Task details:
Don't include pictures. Quote the lines below from the first through the line that contains "string; v: string[];".

Supplied material:
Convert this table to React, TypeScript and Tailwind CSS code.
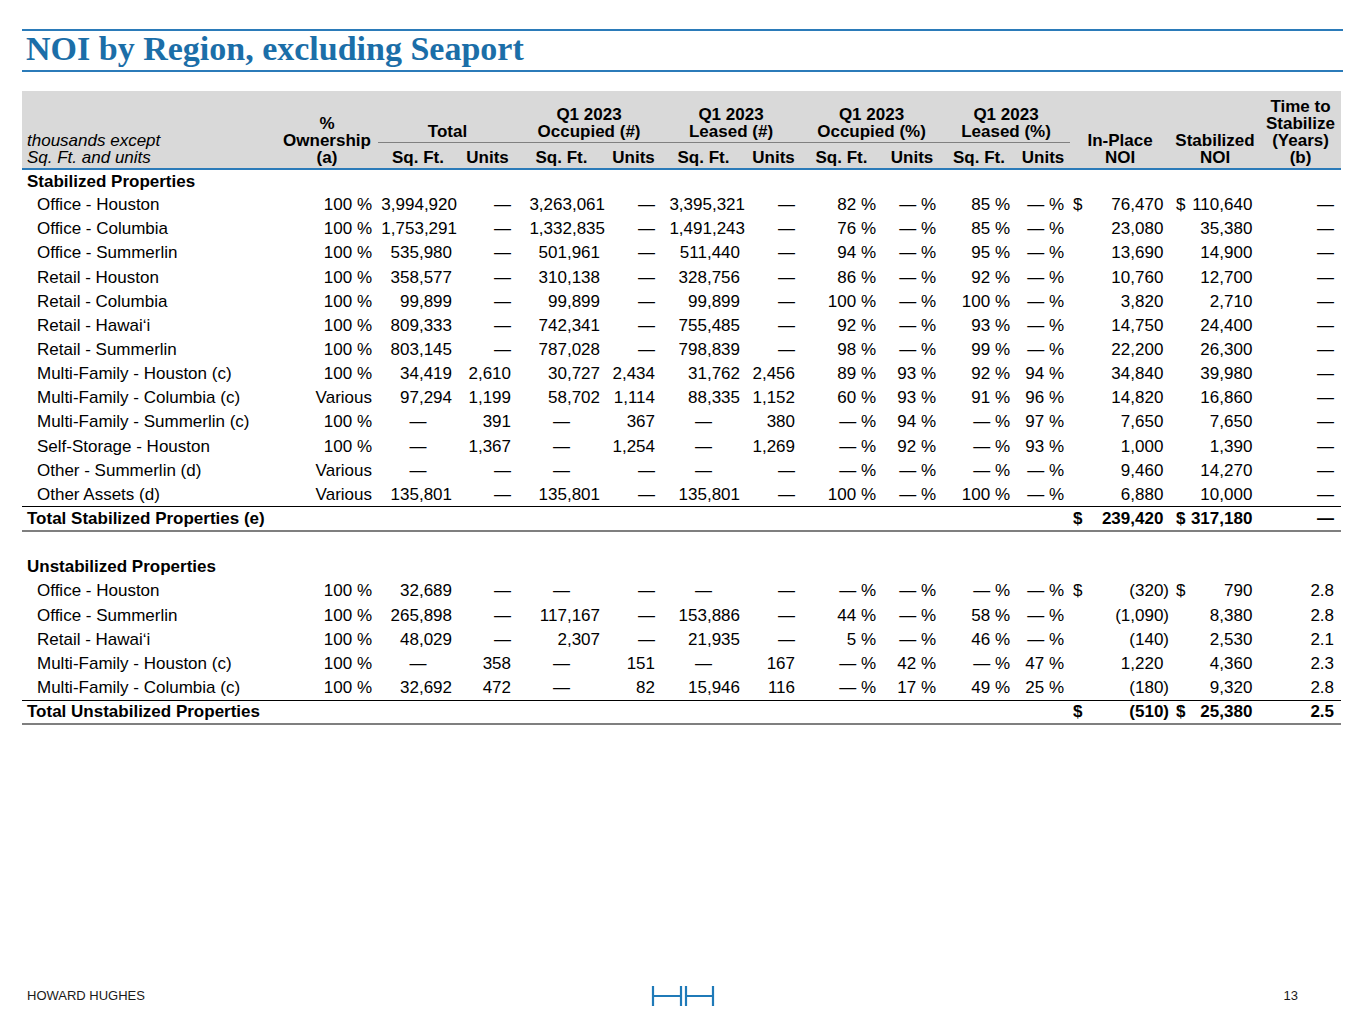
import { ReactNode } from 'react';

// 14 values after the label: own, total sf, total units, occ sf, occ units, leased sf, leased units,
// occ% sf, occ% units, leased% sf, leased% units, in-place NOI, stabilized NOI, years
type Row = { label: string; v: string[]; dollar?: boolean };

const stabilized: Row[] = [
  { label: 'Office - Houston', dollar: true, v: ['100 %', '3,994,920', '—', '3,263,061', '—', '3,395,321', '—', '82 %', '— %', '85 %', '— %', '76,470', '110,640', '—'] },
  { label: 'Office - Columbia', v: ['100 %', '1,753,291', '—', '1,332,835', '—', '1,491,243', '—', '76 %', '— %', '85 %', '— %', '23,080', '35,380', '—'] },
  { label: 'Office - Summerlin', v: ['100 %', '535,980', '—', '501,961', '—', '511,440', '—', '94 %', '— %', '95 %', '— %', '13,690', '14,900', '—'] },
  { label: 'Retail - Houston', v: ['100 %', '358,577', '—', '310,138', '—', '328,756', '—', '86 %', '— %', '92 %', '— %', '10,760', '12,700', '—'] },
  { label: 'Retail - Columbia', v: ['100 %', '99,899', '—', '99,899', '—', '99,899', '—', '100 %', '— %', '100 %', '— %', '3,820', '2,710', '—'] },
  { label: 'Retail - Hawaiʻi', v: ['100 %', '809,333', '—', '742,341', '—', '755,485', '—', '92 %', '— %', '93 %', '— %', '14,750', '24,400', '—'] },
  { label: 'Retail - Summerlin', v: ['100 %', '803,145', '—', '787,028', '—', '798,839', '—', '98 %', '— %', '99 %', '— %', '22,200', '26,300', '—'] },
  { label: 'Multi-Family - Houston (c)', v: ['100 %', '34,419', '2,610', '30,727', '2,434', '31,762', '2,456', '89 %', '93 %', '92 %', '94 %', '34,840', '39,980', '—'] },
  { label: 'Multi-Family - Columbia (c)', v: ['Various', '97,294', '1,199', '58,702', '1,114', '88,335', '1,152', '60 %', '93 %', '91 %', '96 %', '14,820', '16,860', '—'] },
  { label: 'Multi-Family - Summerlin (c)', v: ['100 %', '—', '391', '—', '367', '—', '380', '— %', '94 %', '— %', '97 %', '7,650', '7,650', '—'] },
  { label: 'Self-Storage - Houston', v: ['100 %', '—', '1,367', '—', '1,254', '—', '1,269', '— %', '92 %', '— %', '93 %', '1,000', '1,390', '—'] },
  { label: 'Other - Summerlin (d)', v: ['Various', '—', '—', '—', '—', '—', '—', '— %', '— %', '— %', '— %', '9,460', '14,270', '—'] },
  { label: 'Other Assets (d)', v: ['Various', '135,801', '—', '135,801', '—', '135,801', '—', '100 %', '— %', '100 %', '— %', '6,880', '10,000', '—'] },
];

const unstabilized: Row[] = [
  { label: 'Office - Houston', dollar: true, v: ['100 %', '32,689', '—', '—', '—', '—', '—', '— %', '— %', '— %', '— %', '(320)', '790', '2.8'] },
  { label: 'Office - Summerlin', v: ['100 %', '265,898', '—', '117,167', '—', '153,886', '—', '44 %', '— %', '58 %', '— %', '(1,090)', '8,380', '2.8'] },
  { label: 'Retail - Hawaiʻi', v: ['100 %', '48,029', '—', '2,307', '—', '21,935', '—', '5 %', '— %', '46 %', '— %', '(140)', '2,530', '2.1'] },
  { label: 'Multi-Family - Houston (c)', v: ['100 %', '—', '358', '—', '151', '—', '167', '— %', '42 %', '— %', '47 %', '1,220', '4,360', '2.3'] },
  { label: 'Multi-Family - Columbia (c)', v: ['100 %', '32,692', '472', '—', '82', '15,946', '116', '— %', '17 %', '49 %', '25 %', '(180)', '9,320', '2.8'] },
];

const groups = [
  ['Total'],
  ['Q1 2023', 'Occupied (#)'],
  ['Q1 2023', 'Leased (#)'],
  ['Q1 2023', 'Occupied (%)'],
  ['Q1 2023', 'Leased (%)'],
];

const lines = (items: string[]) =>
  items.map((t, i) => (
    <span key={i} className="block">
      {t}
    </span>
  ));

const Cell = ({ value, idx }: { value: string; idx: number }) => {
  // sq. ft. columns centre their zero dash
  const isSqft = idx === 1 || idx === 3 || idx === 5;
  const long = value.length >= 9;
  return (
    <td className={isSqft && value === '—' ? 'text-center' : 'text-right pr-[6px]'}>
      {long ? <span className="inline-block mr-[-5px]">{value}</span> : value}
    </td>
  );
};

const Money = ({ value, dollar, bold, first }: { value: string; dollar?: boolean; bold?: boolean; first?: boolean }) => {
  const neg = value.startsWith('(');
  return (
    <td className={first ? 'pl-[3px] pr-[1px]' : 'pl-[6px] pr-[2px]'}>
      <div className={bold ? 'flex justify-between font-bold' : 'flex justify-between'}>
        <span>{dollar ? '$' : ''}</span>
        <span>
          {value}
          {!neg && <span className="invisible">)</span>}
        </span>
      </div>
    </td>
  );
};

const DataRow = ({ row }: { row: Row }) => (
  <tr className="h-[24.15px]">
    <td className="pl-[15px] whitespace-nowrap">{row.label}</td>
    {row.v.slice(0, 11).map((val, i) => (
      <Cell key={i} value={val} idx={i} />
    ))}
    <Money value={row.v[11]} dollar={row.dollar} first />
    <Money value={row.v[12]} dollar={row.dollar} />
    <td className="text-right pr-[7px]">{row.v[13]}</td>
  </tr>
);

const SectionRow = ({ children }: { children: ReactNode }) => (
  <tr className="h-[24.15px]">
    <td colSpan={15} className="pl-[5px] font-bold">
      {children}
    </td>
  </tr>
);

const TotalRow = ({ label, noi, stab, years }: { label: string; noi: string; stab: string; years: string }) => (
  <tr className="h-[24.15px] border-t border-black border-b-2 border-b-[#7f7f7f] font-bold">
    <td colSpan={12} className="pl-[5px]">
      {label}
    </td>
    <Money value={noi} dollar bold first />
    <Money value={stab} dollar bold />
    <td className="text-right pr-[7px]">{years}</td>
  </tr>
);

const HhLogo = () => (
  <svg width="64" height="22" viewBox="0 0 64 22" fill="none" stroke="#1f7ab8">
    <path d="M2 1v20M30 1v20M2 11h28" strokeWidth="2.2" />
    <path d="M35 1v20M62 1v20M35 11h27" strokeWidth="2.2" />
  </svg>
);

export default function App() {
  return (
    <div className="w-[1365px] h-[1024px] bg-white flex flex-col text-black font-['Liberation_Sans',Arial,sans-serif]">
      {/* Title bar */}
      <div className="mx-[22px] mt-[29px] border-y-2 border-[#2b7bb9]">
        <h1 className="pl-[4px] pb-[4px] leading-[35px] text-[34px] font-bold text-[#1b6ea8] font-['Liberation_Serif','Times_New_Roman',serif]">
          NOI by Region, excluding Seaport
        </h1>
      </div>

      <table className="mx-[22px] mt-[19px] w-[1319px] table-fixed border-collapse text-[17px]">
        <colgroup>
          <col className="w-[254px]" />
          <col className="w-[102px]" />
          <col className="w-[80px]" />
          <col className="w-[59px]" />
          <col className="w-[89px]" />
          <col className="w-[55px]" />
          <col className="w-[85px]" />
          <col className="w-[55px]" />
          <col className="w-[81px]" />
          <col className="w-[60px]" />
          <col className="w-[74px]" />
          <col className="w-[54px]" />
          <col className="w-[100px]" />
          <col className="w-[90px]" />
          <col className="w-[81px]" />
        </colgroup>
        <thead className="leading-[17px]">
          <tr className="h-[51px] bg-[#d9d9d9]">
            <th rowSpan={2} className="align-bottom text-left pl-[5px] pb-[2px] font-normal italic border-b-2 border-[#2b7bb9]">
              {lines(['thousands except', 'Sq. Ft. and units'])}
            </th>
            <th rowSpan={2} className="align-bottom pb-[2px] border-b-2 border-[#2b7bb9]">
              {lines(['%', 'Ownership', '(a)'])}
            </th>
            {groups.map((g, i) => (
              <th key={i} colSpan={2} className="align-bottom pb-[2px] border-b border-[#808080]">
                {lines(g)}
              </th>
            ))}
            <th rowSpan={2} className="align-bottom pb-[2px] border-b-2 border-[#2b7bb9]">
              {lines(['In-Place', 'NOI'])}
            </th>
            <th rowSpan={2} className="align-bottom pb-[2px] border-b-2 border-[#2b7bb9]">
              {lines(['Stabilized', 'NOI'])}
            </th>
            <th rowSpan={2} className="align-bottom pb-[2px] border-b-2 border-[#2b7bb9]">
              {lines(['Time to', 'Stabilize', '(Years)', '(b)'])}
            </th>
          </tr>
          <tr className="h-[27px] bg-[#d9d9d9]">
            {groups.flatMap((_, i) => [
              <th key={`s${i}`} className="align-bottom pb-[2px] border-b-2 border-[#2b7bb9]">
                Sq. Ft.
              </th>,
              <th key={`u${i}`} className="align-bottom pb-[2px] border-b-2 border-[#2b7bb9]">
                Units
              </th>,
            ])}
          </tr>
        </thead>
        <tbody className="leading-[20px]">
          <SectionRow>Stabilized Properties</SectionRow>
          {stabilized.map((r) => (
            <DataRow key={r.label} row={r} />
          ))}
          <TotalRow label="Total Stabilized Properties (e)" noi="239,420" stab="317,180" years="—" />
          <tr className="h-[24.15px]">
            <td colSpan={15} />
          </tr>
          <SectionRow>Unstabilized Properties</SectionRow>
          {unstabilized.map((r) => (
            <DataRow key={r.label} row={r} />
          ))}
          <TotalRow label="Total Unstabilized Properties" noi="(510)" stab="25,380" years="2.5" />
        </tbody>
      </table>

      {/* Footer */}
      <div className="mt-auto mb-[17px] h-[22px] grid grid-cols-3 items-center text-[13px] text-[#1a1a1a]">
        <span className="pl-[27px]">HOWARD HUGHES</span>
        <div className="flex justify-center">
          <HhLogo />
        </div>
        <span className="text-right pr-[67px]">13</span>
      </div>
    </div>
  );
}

Solution to this task:
Convert this table to React, TypeScript and Tailwind CSS code.
import { ReactNode } from 'react';

// 14 values after the label: own, total sf, total units, occ sf, occ units, leased sf, leased units,
// occ% sf, occ% units, leased% sf, leased% units, in-place NOI, stabilized NOI, years
type Row = { label: string; v: string[]; dollar?: boolean };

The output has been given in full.